If you hit hard you get the blade struck before all the pin's perimeter is blended, while ideally the perimeter should be blended all around before the last taps necessary to take out the last blade play. Uneven pin shoulders could pinch a blade while there are still gaps aound the circumference.

Also check Bose's way to slacken a pinched blade on youtube, add it to your "toolbox" :)
 
Last edited:
Are you saying maybe the tapered reamer I'm using on the pivot could throw me off ?

So if I use s straight reamer, what side do I go with after drilling a 3/32 hole ?
Should I just use the 3/32" hole by itself and turn my pin until is almost loose?

Even thru the mishaps it's still addicting.
Thanks for all the help!

I'm talking about a straight reamer just for the hole in the knife blade. The handle pivots should still be partially reamed to give the pins somewhere to go when you peen them.

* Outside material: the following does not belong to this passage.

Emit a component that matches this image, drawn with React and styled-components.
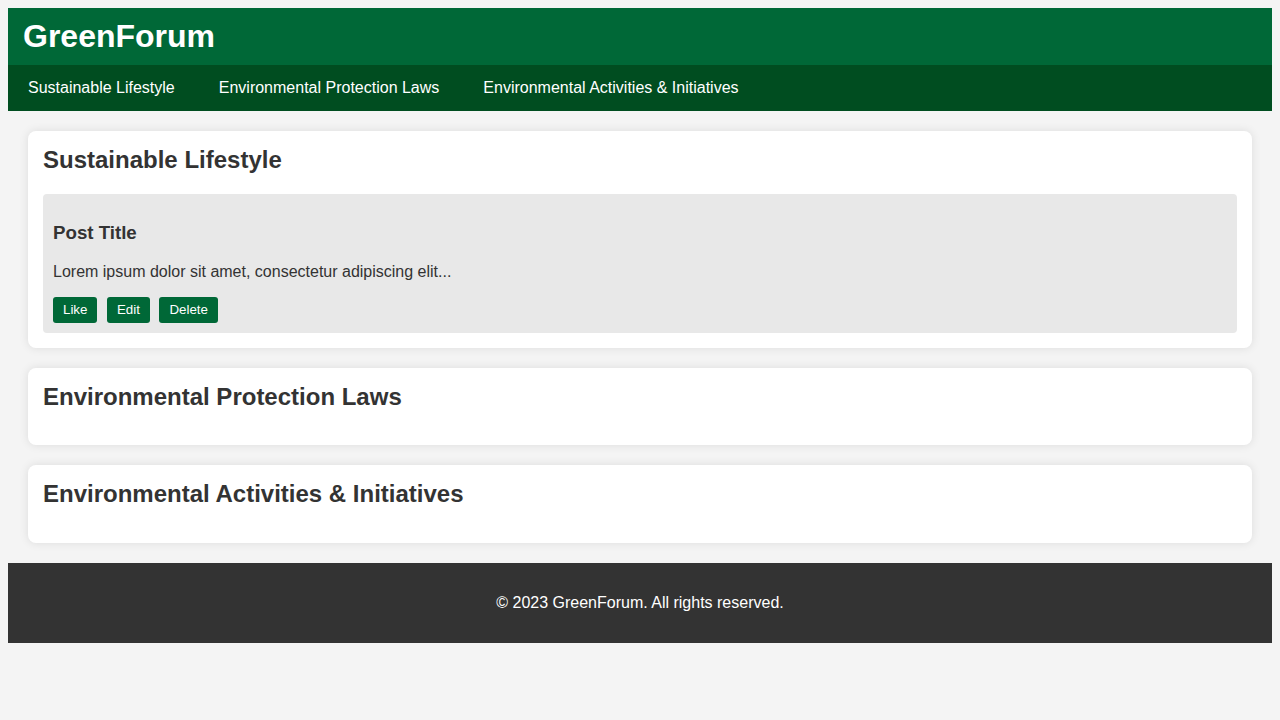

Your updated knife looks great! glad to see you were able to fix most of your issues. As for the small gap where you peened into your washer, that's probably just a matter of more practice. Looks like you just needed to move a little more material to that side.
 
Yes I'm thinking my 12oz ball peen is just to big.
So I can controll exactly where the head is hitting.
Going to try and pick up a 8 or 4oz to get the head smaller for more controll.
Also thinking I need to get some knives done and out the door.
So I can continue with these slippys.
Thinking of a swayback😀
 
The swayback wharncliff/lambfoot is one of if not my favorite pattern!! A very useful knife to have in the pocket, and also easy to keep hyper sharp on the stones due to the straightness of the edge
 
That looks good. Don't feel bad I was working on one today and had to do the pivot pin twice before I got it to hide.They are addictive little PITA.
 
Looks like you are doing well for the second one. Don't get disappointed. Stan and Ken are two great people to help you.